PHILADELPHIA — Beginning in early July, researchers from the University of Pennsylvania Graduate School of Education are partnering with a family of multi-generational Penn alumni to introduce laptop computers and a technology-based curriculum to students and teachers in a rural community school for the children of coffee-farm workers in Nicaragua.

Comercial Internacional Exportada S.A., or CISA, a green coffee exporter in Nicaragua, will provide a grant to fund a three-year research initiative at the Buenos Aires School to examine issues surrounding bridging the digital divide.

In addition, this project will document how introducing a technology-based curriculum impacts the school environment, student learning, approaches to teaching and school and family and community dynamics.

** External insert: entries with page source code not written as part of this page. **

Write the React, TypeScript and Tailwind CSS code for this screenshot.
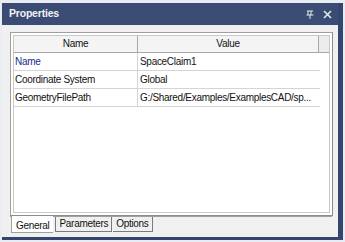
import React from 'react'

const rows = [
  { name: 'Name', value: 'SpaceClaim1', nameColor: 'text-[#1c2a8c]' },
  { name: 'Coordinate System', value: 'Global', nameColor: 'text-[#111]' },
  { name: 'GeometryFilePath', value: 'G:/Shared/Examples/ExamplesCAD/sp...', nameColor: 'text-[#111]' },
]

export default function App() {
  return (
    <div className="w-[345px] h-[242px] bg-[#e9edf3] pt-[3px] pl-[2px] pr-[2px] font-['Liberation_Sans',Arial,sans-serif] text-[10px] tracking-[-0.3px] overflow-hidden">
      <div className="w-[341px] h-[237px] flex flex-col bg-[#34466d] pr-[5px] pb-[3px]">
        {/* title bar */}
        <div className="h-[22px] shrink-0 flex items-center justify-between pl-[7px] pr-[6px] bg-[#3a4c73]">
          <span className="font-bold text-[10.5px] text-[#f0f2f6] tracking-[-0.2px]">Properties</span>
          <div className="flex items-center gap-[9px] text-[#e8ecf2]">
            <svg width="8" height="9" viewBox="0 0 8 9">
              <path d="M1 1h6M2 1v4M5 1v4M0.5 5h7M4 5v4" stroke="#e8ecf2" strokeWidth="1" fill="none" />
            </svg>
            <svg width="9" height="9" viewBox="0 0 9 9">
              <path d="M1 1l7 7M8 1l-7 7" stroke="#e8ecf2" strokeWidth="1.5" />
            </svg>
          </div>
        </div>
        {/* body */}
        <div className="flex-1 bg-[#f0f0f0] flex flex-col pl-[8px] pr-[3px] pt-[7px]">
          <div className="h-[184px] border border-[#a0a0a0] border-r-[#8c8c8c] border-b-[#8c8c8c] bg-white p-[2px] mr-[2px]">
            <div className="h-full border border-[#c8c8c8] flex flex-col">
              <div className="h-[17px] flex bg-[#f4f4f4] border-b border-[#a8a8a8]">
                <div className="w-[124px] border-r border-[#a8a8a8] text-center leading-[16px] text-[#111]">Name</div>
                <div className="w-[181px] border-r border-[#a8a8a8] text-center leading-[16px] text-[#111]">Value</div>
                <div className="flex-1 bg-[#ececec]" />
              </div>
              {rows.map((r) => (
                <div key={r.name} className="h-[18px] flex border-b border-[#d4d4d4] w-[306px]">
                  <div className={`w-[124px] border-r border-[#d4d4d4] pl-[1px] leading-[18px] ${r.nameColor}`}>{r.name}</div>
                  <div className="flex-1 pl-[2px] leading-[18px] text-[#111] whitespace-nowrap">{r.value}</div>
                </div>
              ))}
            </div>
          </div>
          {/* tabs */}
          <div className="flex items-start pl-[1px] border-t border-[#a0a0a0] w-[322px]">
            <div className="h-[17px] bg-white -mt-[1px] px-[4px] leading-[19px] text-[#111] border-l border-b border-[#a0a0a0]">General</div>
            <div className="h-[15px] px-[3px] leading-[14px] text-[#111] border border-t-0 border-[#7a7a7a] bg-[#f0f0f0] ml-[2px]">Parameters</div>
            <div className="h-[15px] px-[3px] leading-[14px] text-[#111] border border-t-0 border-l-0 border-[#7a7a7a] bg-[#f0f0f0] ml-[1px]">Options</div>
          </div>
        </div>
      </div>
    </div>
  )
}
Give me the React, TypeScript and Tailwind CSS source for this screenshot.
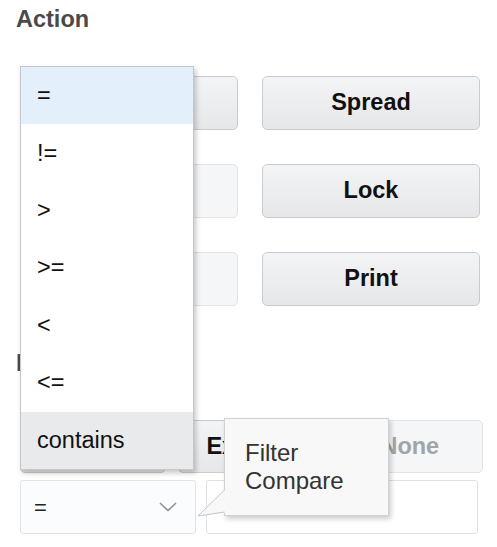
import React from 'react';

const font = "font-['Liberation_Sans',Arial,sans-serif]";

const operators = ['=', '!=', '>', '>=', '<', '<=', 'contains'];

function ActionButton({ label, disabled }: { label: string; disabled?: boolean }) {
  return (
    <button
      disabled={disabled}
      className={
        disabled
          ? 'h-[54px] rounded-[5px] border border-[#e1e4e7] bg-[#f5f6f8] text-[23.5px] font-bold text-[#a2a4a6]'
          : 'h-[54px] rounded-[5px] border border-[#c8ccd0] bg-linear-to-b from-[#f3f4f5] to-[#e6e7e9] text-[23.5px] font-bold text-[#111]'
      }
    >
      {label}
    </button>
  );
}

export default function App() {
  return (
    <div className={`${font} relative w-[497px] h-[547px] overflow-hidden bg-white`}>
      <div className="pt-[5px] pl-[16px]">
        <h2 className="text-[23.5px] leading-[28px] font-bold text-[#4a4a4a]">Action</h2>
      </div>

      <div className="mt-[43px] ml-[20px] w-[460px] grid grid-cols-2 gap-x-[24px] gap-y-[34px]">
        <ActionButton label="Filter" />
        <ActionButton label="Spread" />
        <ActionButton label="Drill" disabled />
        <ActionButton label="Lock" />
        <ActionButton label="Pivot" disabled />
        <ActionButton label="Print" />
      </div>

      <div className="mt-[43px] pl-[16px]">
        <h2 className="text-[23.5px] leading-[28px] font-bold text-[#4a4a4a]">Filter</h2>
      </div>

      <div className="mt-[43px] ml-[20px] w-[463px] grid grid-cols-3 gap-x-[12px]">
        <button className="h-[53px] rounded-[5px] border border-[#c8ccd0] bg-linear-to-b from-[#f3f4f5] to-[#e6e7e9] text-[23.5px] font-bold text-[#111]">
          All
        </button>
        <button className="h-[53px] rounded-[5px] border border-[#c8ccd0] bg-linear-to-b from-[#f3f4f5] to-[#e6e7e9] text-[23.5px] font-bold text-[#111]">
          Exclude
        </button>
        <button
          disabled
          className="h-[53px] rounded-[5px] border border-[#e1e4e7] bg-[#f5f6f8] text-[23.5px] font-bold text-[#a2a4a6]"
        >
          None
        </button>
      </div>

      <div className="mt-[7px] ml-[20px] flex gap-[10px]">
        <div className="w-[176px] h-[54px] rounded-[3px] border border-[#dfe2e5] bg-[#fbfcfd] flex items-center justify-between pl-[13px] pr-[18px]">
          <span className="text-[22px] text-[#222]">=</span>
          <svg width="18" height="10" viewBox="0 0 18 10" fill="none">
            <path d="M1 1l8 7.5L17 1" stroke="#8d9297" strokeWidth="1.6" />
          </svg>
        </div>
        <div className="w-[272px] h-[54px] rounded-[3px] border border-[#dfe2e5] bg-white flex items-center pl-[13px]">
          <span className="text-[22px] text-[#9a9a9a]">Value</span>
        </div>
      </div>

      {/* operator dropdown */}
      <div className="absolute left-[20px] top-[66px] w-[174px] h-[404px] flex flex-col border border-[#c3c8cd] bg-white shadow-[2px_3px_5px_rgba(0,0,0,0.22)]">
        {operators.map((op, i) => (
          <div
            key={op}
            className={`flex-1 flex items-center pl-[16px] text-[23.5px] text-[#111] ${
              i === 0 ? 'bg-[#e3f0fb]' : i === operators.length - 1 ? 'bg-[#e9eaec]' : ''
            }`}
          >
            {op}
          </div>
        ))}
      </div>

      {/* tooltip */}
      <div className="absolute left-[224px] top-[418px] w-[165px] h-[98px] border border-[#cfd2d5] bg-[#f8f8f9] shadow-[2px_3px_5px_rgba(0,0,0,0.2)] pt-[20px] pl-[20px] text-[24px] leading-[28px] text-[#333]">
        <div>Filter</div>
        <div>Compare</div>
      </div>
      <svg className="absolute left-[196px] top-[488px]" width="30" height="30" viewBox="0 0 30 30">
        <path d="M29 2L2 28L29 25Z" fill="#f8f8f9" />
        <path d="M28.5 2L2 28L28.5 24" fill="none" stroke="#c2c6ca" strokeWidth="1" />
      </svg>
    </div>
  );
}
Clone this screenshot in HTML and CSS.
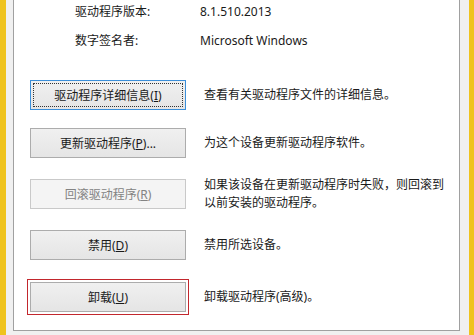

Through a collaborative effort between businesses CISA Agro, Intersa and CISA Exportada’s Adopt-a-School Program, which sponsors nearly 6,500 children in coffee-growing regions across Nicaragua, the Baltodano family is also purchasing the 92 laptops necessary to start the pilot program.

“This is a complex, multifaceted study of an initiative that has the potential to be transformative,” said Sharon Ravitch, the lead researcher, an expert in international social-justice research and senior lecturer in Penn GSE. “This is a deeply under-resourced community with no electricity or running water, so this initiative marks a profound lifestyle, educational and cultural shift. The program is akin to the more well-known ‘One Laptop Per Child’ program in other developing countries, but it is cutting-edge in this region.”

Ravitch and her team of researchers will establish professional development for teachers and learning modules for students. They will examine and document how this program affects students’ learning and growth, as well as how teachers learn to incorporate this technology into their work.

Research data from the project will be used as a model in similar settings in Nicaragua and elsewhere in Central America.